4. Optional Arguments¶
--skip[True/False] // [BOOLEAN] If True skips preprocessed files that are already found
5. Special Arguments¶
--xhelp[STRING] // Extended help menu (with all advanced arguments)
--debug[STRING] // Activates debug mode (Advanced mode [INTEGER] value must be an integer greater than 0, setting the debug level)
--listing[STRING] // Lists the night name directories in the input directory if used without a 'directory' argument or lists the files in the given 'directory' (if defined). Only lists up to 15 files/directories
--listingall[STRING] // Lists ALL the night name directories in the input directory if used without a 'directory' argument or lists the files in the given 'directory' (if defined)
--version[STRING] // Displays the current version of this recipe.
--info[STRING] // Displays the short version of the help menu
--program[STRING] // [STRING] The name of the program to display and use (mostly for logging purpose) log becomes date | {THIS STRING} | Message
--recipe_kind[STRING] // [STRING] The recipe kind for this recipe run (normally only used in apero_processing.py)
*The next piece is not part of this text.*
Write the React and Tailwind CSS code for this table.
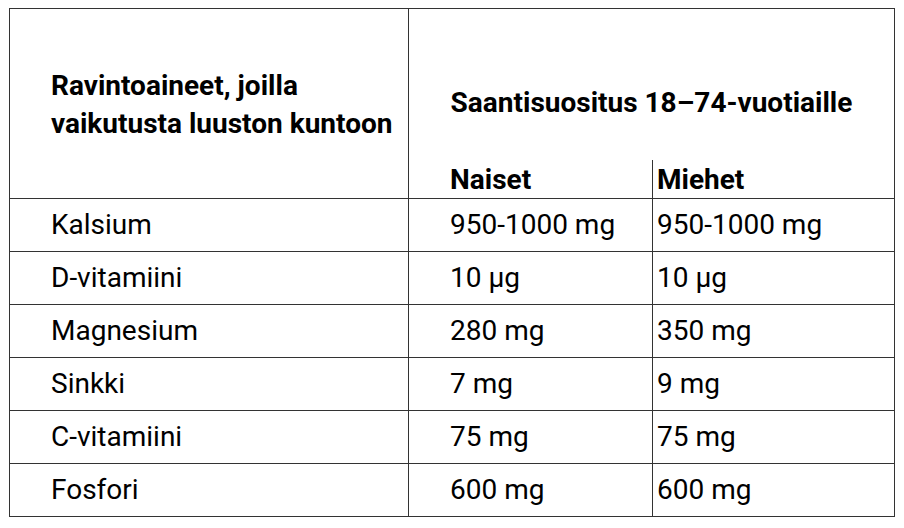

--parallel[STRING] // [BOOL] If True this is a run in parellel - disable some features (normally only used in apero_processing.py)
--shortname[STRING] // [STRING] Set a shortname for a recipe to distinguish it from other runs - this is mainly for use with apero processing but will appear in the log database
--idebug[STRING] // [BOOLEAN] If True always returns to ipython (or python) at end (via ipdb or pdb)
--ref[STRING] // If set then recipe is a reference recipe (e.g. reference recipes write to calibration database as reference calibrations)
--crunfile[STRING] // Set a run file to override default arguments
--quiet[STRING] // Run recipe without start up text
--nosave // Do not save any outputs (debug/information run). Note some recipes require other recipesto be run. Only use --nosave after previous recipe runs have been run successfully at least once.
--force_indir[STRING] // [STRING] Force the default input directory (Normally set by recipe)
--force_outdir[STRING] // [STRING] Force the default output directory (Normally set by recipe)
6. Output directory¶
DRS_DATA_WORKING // Default: "tmp" directory
7. Output files¶
name |
description |
file type |
suffix |
input file |
---|---|---|---|---|
DRS_PP |
Generic pre-processed file |
.fits |
_pp |
DRS_RAW |
8. Debug plots¶
No debug plots.
9. Summary plots¶
No summary plots.